Stewart, whose acerbic brand of satire centers largely on the political news of the day, has held Cramer’s frenetic, nearly cartoonish, stock-advice show, “Mad Money,” and other CNBC programming up as examples of an anything-goes attitude that contributed to the financial collapse.
“I understand you want to make finance entertaining, but it’s not a [expletive] game,” Stewart said during the recorded interview, segments of which aired on Thursday night. “When I watch that, I can’t tell you how angry that makes me.”

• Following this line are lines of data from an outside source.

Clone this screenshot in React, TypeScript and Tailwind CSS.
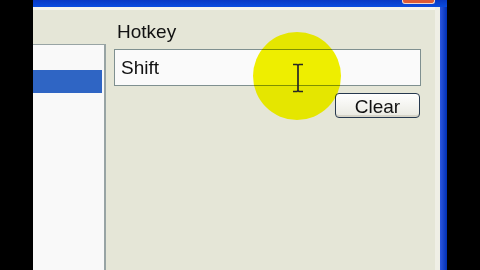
import React from 'react';

const font = { fontFamily: '"Liberation Sans", Arial, sans-serif' };

function IBeam() {
  return (
    <svg className="absolute left-[291px] top-[63px]" width="14" height="30" viewBox="0 0 14 30">
      <path d="M2 1.5 H6 L7 2.5 L8 1.5 H12 M7 2.5 V27.5 M2 28.5 H6 L7 27.5 L8 28.5 H12" fill="none" stroke="#262626" strokeWidth="1.7" />
    </svg>
  );
}

export default function App() {
  return (
    <div className="relative flex h-[270px] w-[480px] overflow-hidden bg-black text-[#111]" style={font}>
      <div className="w-[33px] shrink-0" />
      <div className="flex w-[414px] shrink-0 flex-col">
        <div className="flex h-[7px] items-start justify-end bg-gradient-to-b from-[#0838c4] to-[#0a4ce0] pr-[12px]">
          <div className="h-[4px] w-[33px] rounded-b-[3px] border border-t-0 border-[#f0d8cc] bg-[#dd5a36]" />
        </div>
        <div className="flex flex-1">
          <div className="flex flex-1 flex-col bg-[#e5e6d7]">
            <div className="h-[3px] bg-[#f4f4ee]" />
            <div className="flex flex-1">
              <div className="mt-[34px] w-[73px] border-t border-r-2 border-[#98a4a4] bg-[#f9f9f9] pt-[25px] pr-[2px]">
                <div className="h-[23px] bg-[#2f65c4]" />
              </div>
              <div className="ml-[8px] flex w-[307px] flex-col">
                <div className="mt-[11px] h-[22px] pl-[3px] text-[19px] leading-[22px]">Hotkey</div>
                <div className="mt-[6px] flex h-[37px] items-center border border-[#7f9090] bg-[#fafafa] pl-[6px] text-[19px] leading-[22px]">
                  Shift
                </div>
                <button
                  type="button"
                  className="mt-[7px] mr-[1px] h-[25px] w-[85px] self-end rounded-[4px] border border-[#27394f] bg-gradient-to-b from-white to-[#e9e9e1] pt-[2px] text-[19px] leading-[21px] text-[#111] shadow-[inset_0_-2px_0_#d6d4c8]"
                >
                  Clear
                </button>
              </div>
            </div>
          </div>
          <div className="w-[5px] bg-[#efefe6]" />
          <div className="w-[7px] bg-gradient-to-r from-[#2c58e2] to-[#0030b4]" />
        </div>
      </div>
      <div className="w-[33px] shrink-0" />

      <div className="absolute left-[253px] top-[32px] h-[88px] w-[88px] rounded-full bg-[#eeee00] mix-blend-darken blur-[0.6px]" />
      <IBeam />
    </div>
  );
}
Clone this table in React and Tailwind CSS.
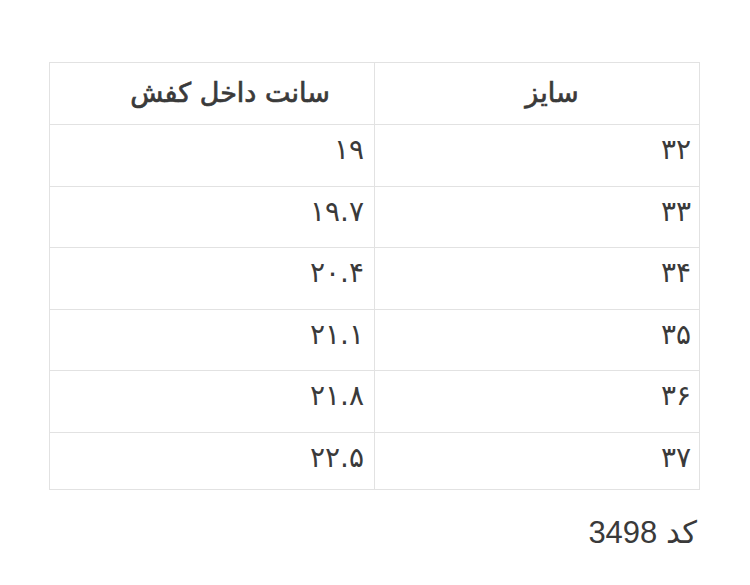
// ── Size chart data ──────────────────────────────────────────────────────────
const SIZE_ROWS = [
  { size: "۳۲", cm: "۱۹", h: "h-[62px]" },
  { size: "۳۳", cm: "۱۹.۷", h: "h-[61px]" },
  { size: "۳۴", cm: "۲۰.۴", h: "h-[62px]" },
  { size: "۳۵", cm: "۲۱.۱", h: "h-[61px]" },
  { size: "۳۶", cm: "۲۱.۸", h: "h-[62px]" },
  { size: "۳۷", cm: "۲۲.۵", h: "h-[57px]" },
];

export default function App() {
  return (
    <div
      dir="rtl"
      className="w-[750px] h-[585px] bg-white pt-[62px] px-[50px] text-[#3a3a3a]"
      style={{ fontFamily: '"DejaVu Sans", sans-serif' }}
    >
      {/* ── Table ─────────────────────────────────────────────────────────── */}
      <table className="w-[650px] border-collapse table-fixed">
        <thead>
          <tr className="h-[62px]">
            <th className="w-[325px] border border-[#e2e2e2] pl-[30px] text-center text-[27px] font-normal [-webkit-text-stroke:0.7px] align-middle">
              سایز
            </th>
            <th className="w-[325px] border border-[#e2e2e2] pl-[36px] text-center text-[27px] font-normal [-webkit-text-stroke:0.7px] align-middle">
              سانت داخل کفش
            </th>
          </tr>
        </thead>
        <tbody>
          {SIZE_ROWS.map((row) => (
            <tr key={row.size} className={row.h}>
              <td className="border border-[#e2e2e2] pr-[8px] pt-[7px] text-right align-top text-[28px] leading-[36px]">
                {row.size}
              </td>
              <td className="border border-[#e2e2e2] pr-[10px] pt-[7px] text-right align-top text-[28px] leading-[36px]">
                {row.cm}
              </td>
            </tr>
          ))}
        </tbody>
      </table>

      {/* ── Product code ──────────────────────────────────────────────────── */}
      <p
        className="mt-[24px] pr-[3px] text-[31px] leading-[38px] text-[#3a3a3a]"
        style={{ fontFamily: '"Liberation Sans", "DejaVu Sans", sans-serif' }}
      >
        کد 3498
      </p>
    </div>
  );
}
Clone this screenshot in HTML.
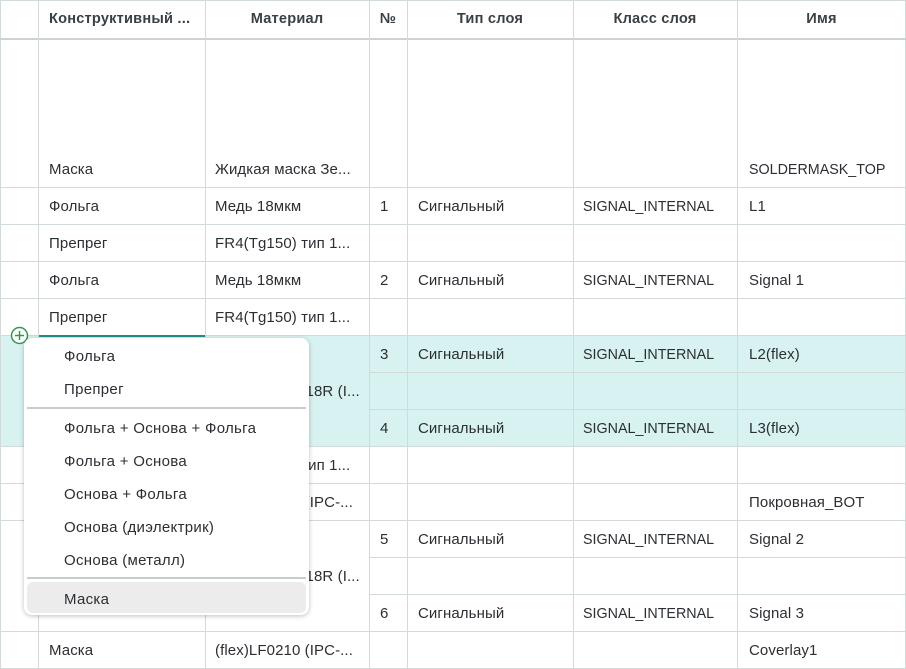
<!DOCTYPE html>
<html><head><meta charset="utf-8"><style>
body{margin:0;width:906px;height:669px;overflow:hidden;background:#fff;font-family:"Liberation Sans",sans-serif;font-size:15px;color:#2b2f33;position:relative}
.h{position:absolute;height:1px;background:#d3dada}
.v{position:absolute;width:1px;background:#d3dada;top:0;height:669px}
.t{position:absolute;white-space:nowrap;line-height:16px;letter-spacing:0.1px;margin-top:1px}
.u{font-size:14.3px;letter-spacing:0;margin-top:1px}
.hd{position:absolute;top:11px;font-weight:bold;font-size:14.6px;color:#3a3f44;text-align:center;line-height:16px;letter-spacing:0.2px}
.menu{position:absolute;left:24px;top:338px;width:285px;height:277px;background:#fff;border-radius:8px;box-shadow:0 1px 5px rgba(0,0,0,.25)}
.mi{position:absolute;left:40px;line-height:16px;color:#2b2f33;letter-spacing:0.3px;margin-top:1px}
.sep{position:absolute;left:3px;width:279px;height:2px;background:#c6cdcd}
</style></head><body>
<div style="position:absolute;left:0;top:335px;width:906px;height:111px;background:#d7f2f1"></div>
<div style="position:absolute;left:0;top:0;width:904px;height:667px;border:1px solid #d3dada"></div>
<div class="h" style="left:0;top:38px;width:906px;height:2px;background:#cbd3d3"></div>
<div class="h" style="left:0;top:187px;width:906px"></div>
<div class="h" style="left:0;top:224px;width:906px"></div>
<div class="h" style="left:0;top:261px;width:906px"></div>
<div class="h" style="left:0;top:298px;width:906px"></div>
<div class="h" style="left:0;top:335px;width:906px"></div>
<div class="h" style="left:369px;top:372px;width:537px"></div>
<div class="h" style="left:369px;top:409px;width:537px"></div>
<div class="h" style="left:0;top:446px;width:906px"></div>
<div class="h" style="left:0;top:483px;width:906px"></div>
<div class="h" style="left:0;top:520px;width:906px"></div>
<div class="h" style="left:369px;top:557px;width:537px"></div>
<div class="h" style="left:369px;top:594px;width:537px"></div>
<div class="h" style="left:0;top:631px;width:906px"></div>
<div class="h" style="left:38px;top:335px;width:167px;height:2px;background:#1f8f86"></div>
<div class="v" style="left:38px"></div><div class="v" style="left:205px"></div><div class="v" style="left:369px"></div><div class="v" style="left:407px"></div><div class="v" style="left:573px"></div><div class="v" style="left:737px"></div>
<div class="hd" style="left:49px;text-align:left">Конструктивный ...</div>
<div class="hd" style="left:205px;width:164px">Материал</div>
<div class="hd" style="left:369px;width:38px">№</div>
<div class="hd" style="left:407px;width:166px">Тип слоя</div>
<div class="hd" style="left:573px;width:164px">Класс слоя</div>
<div class="hd" style="left:737px;width:169px">Имя</div>
<div class="t" style="left:49px;top:161px">Маска</div><div class="t" style="left:215px;top:161px">Жидкая маска Зе...</div><div class="t u" style="left:749px;top:161px">SOLDERMASK_TOP</div>
<div class="t" style="left:49px;top:198px">Фольга</div><div class="t" style="left:215px;top:198px">Медь 18мкм</div><div class="t" style="left:380px;top:198px">1</div><div class="t" style="left:418px;top:198px">Сигнальный</div><div class="t u" style="left:583px;top:198px">SIGNAL_INTERNAL</div><div class="t" style="left:749px;top:198px">L1</div>
<div class="t" style="left:49px;top:235px">Препрег</div><div class="t" style="left:215px;top:235px">FR4(Tg150) тип 1...</div>
<div class="t" style="left:49px;top:272px">Фольга</div><div class="t" style="left:215px;top:272px">Медь 18мкм</div><div class="t" style="left:380px;top:272px">2</div><div class="t" style="left:418px;top:272px">Сигнальный</div><div class="t u" style="left:583px;top:272px">SIGNAL_INTERNAL</div><div class="t" style="left:749px;top:272px">Signal 1</div>
<div class="t" style="left:49px;top:309px">Препрег</div><div class="t" style="left:215px;top:309px">FR4(Tg150) тип 1...</div>
<div class="t" style="left:215px;top:383px">Медь 18мкм 18R (I...</div>
<div class="t" style="left:380px;top:346px">3</div><div class="t" style="left:418px;top:346px">Сигнальный</div><div class="t u" style="left:583px;top:346px">SIGNAL_INTERNAL</div><div class="t" style="left:749px;top:346px">L2(flex)</div>
<div class="t" style="left:380px;top:420px">4</div><div class="t" style="left:418px;top:420px">Сигнальный</div><div class="t u" style="left:583px;top:420px">SIGNAL_INTERNAL</div><div class="t" style="left:749px;top:420px">L3(flex)</div>
<div class="t" style="left:215px;top:457px">FR4(Tg150) тип 1...</div>
<div class="t" style="left:215px;top:494px">(flex)LF0210 (IPC-...</div><div class="t" style="left:749px;top:494px">Покровная_BOT</div>
<div class="t" style="left:380px;top:531px">5</div><div class="t" style="left:418px;top:531px">Сигнальный</div><div class="t u" style="left:583px;top:531px">SIGNAL_INTERNAL</div><div class="t" style="left:749px;top:531px">Signal 2</div>
<div class="t" style="left:215px;top:568px">Медь 18мкм 18R (I...</div>
<div class="t" style="left:380px;top:605px">6</div><div class="t" style="left:418px;top:605px">Сигнальный</div><div class="t u" style="left:583px;top:605px">SIGNAL_INTERNAL</div><div class="t" style="left:749px;top:605px">Signal 3</div>
<div class="t" style="left:49px;top:642px">Маска</div><div class="t" style="left:215px;top:642px">(flex)LF0210 (IPC-...</div><div class="t" style="left:749px;top:642px">Coverlay1</div>
<svg style="position:absolute;left:10px;top:326px" width="19" height="19" viewBox="0 0 19 19"><circle cx="9.5" cy="9.5" r="8" fill="#fff" stroke="#2e9a4a" stroke-width="1.5"/><path d="M9.5 5v9M5 9.5h9" stroke="#2e9a4a" stroke-width="1.5"/></svg>
<div class="menu">
<div class="mi" style="top:10px">Фольга</div>
<div class="mi" style="top:43px">Препрег</div>
<div class="sep" style="top:69px"></div>
<div class="mi" style="top:82px">Фольга + Основа + Фольга</div>
<div class="mi" style="top:115px">Фольга + Основа</div>
<div class="mi" style="top:148px">Основа + Фольга</div>
<div class="mi" style="top:181px">Основа (диэлектрик)</div>
<div class="mi" style="top:214px">Основа (металл)</div>
<div class="sep" style="top:239px"></div>
<div style="position:absolute;left:3px;top:244px;width:279px;height:31px;background:#ebeceb;border-radius:6px"></div>
<div class="mi" style="top:253px">Маска</div>
</div>
</body></html>
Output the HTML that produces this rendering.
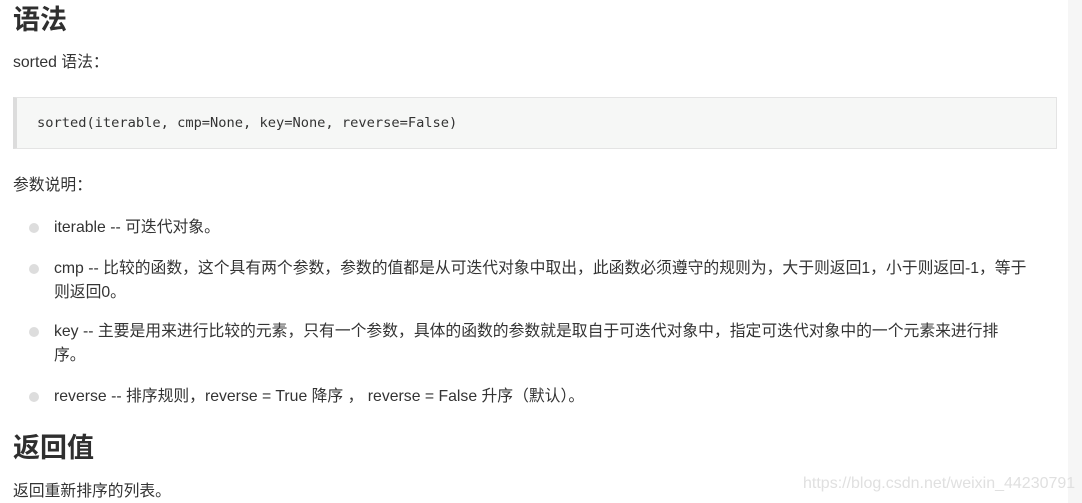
<!DOCTYPE html>
<html><head><meta charset="utf-8"><style>
html,body{margin:0;padding:0;width:1082px;height:503px;overflow:hidden;background:#fff;}
body{font-family:"Liberation Sans","Noto Sans CJK SC",sans-serif;color:#333;font-size:15.8px;position:relative;}
.a{position:absolute;white-space:nowrap;line-height:24px;}
h2{position:absolute;margin:0;font-size:27px;font-weight:bold;color:#2f2f2f;line-height:36px;}
.code{position:absolute;left:13px;top:97px;width:1039px;height:50px;background:#f6f7f6;border:1px solid #e4e4e4;border-left:4px solid #dcdcdc;}
.code span{position:absolute;left:20px;top:15px;font-family:"DejaVu Sans Mono","Liberation Mono",monospace;font-size:13.7px;color:#333;line-height:20px;}
.dot{position:absolute;left:29px;width:10px;height:10px;border-radius:50%;background:#ddd;}
.strip{position:absolute;left:1068px;top:0;width:14px;height:503px;background:#f6f6f6;}
.wm{position:absolute;left:803px;top:472px;font-size:16px;color:#e0e0e0;line-height:24px;}
</style></head><body>
<div class="strip"></div>
<h2 style="left:13px;top:2px">语法</h2>
<div class="a" style="left:13px;top:51px">sorted 语法：</div>
<div class="code"><span>sorted(iterable, cmp=None, key=None, reverse=False)</span></div>
<div class="a" style="left:13px;top:174px">参数说明：</div>
<div class="dot" style="top:223px"></div>
<div class="a" style="left:54px;top:216px">iterable -- 可迭代对象。</div>
<div class="dot" style="top:264px"></div>
<div class="a" style="left:54px;top:257px">cmp -- 比较的函数，这个具有两个参数，参数的值都是从可迭代对象中取出，此函数必须遵守的规则为，大于则返回1，小于则返回-1，等于</div>
<div class="a" style="left:54px;top:281px">则返回0。</div>
<div class="dot" style="top:327px"></div>
<div class="a" style="left:54px;top:320px">key -- 主要是用来进行比较的元素，只有一个参数，具体的函数的参数就是取自于可迭代对象中，指定可迭代对象中的一个元素来进行排</div>
<div class="a" style="left:54px;top:344px">序。</div>
<div class="dot" style="top:392px"></div>
<div class="a" style="left:54px;top:385px">reverse -- 排序规则，reverse = True 降序 ， reverse = False 升序（默认）。</div>
<h2 style="left:13px;top:430px">返回值</h2>
<div class="a" style="left:13px;top:480px">返回重新排序的列表。</div>
<div class="wm">https://blog.csdn.net/weixin_44230791</div>
</body></html>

Stewart’s blistering criticism of Cramer this week has included a censored, two-word phrase he spoke into the camera after airing video of Cramer enthusiastically urging viewers to buy stock in Bear Stearns. The global investment bank and brokerage firm collapsed soon after the comments aired and was eventually sold with stock prices less than one-fifth what they were when Cramer pushed them.
Cramer has fired back. In a string of interviews with NBC news outlets affiliated with CNBC. Cramer disputed some of Stewart’s claims and noted times he’s made more cautious comments about the economy.
In one interview, he sarcastically feigned distress at being attacked by a comedian and, on an appearance on Thursday’s “The Martha Stewart Show,” pounded a wad of dough with a rolling pin, pretending it was Stewart’s face.
“Mr. Cramer, don’t you destroy enough dough on your own show … ?” Stewart said early in The Daily Show. After declaring he’s a “big fan of the show,” Cramer appeared contrite during the interview.
“I think that everyone could come in under criticism because we all should have seen it more,” Jim Cramer said. “I don’t think anyone should be spared in this environment.”
Cramer pushed back very little in an interview far more serious than most that Stewart conducts.He complained when Stewart suggested CNBC’s reporters are “in bed” with Wall Street financiers and said he’s worked with government officials to try to crack down on abuses in the industry.
“Absolutely, there’s shenanigans, and we should call them out,” Cramer said. “Everyone should. I should do a better job at it.”
Stewart did call it “unfortunate” that Cramer has become the prime whipping boy in a larger complaint — “the gap between what CNBC advertises itself as and what it is.”
“We’re both snake-oil salesmen to a certain extent,” Stewart said. “But we do label it ‘snake oil’ here.”
[From CNN]
I want to marry Jon Stewart. I don’t even care that he’s already married, I’d happily be his second, secret wife. I love when he gets righteously angry. Stewart has always seemed like one of the most under-rated interviewers in the media today – his pieces make the other news programs all the time, and even when he hates the person he’s talking to, he’s always respectful and he always listens.
Jon Stewart’s work this week mocking CNBC hasn’t gone unnoticed. He has changed the conversations the news shows were doing on the financial crisis – and he’s made them turn inward and question their own shoddy work.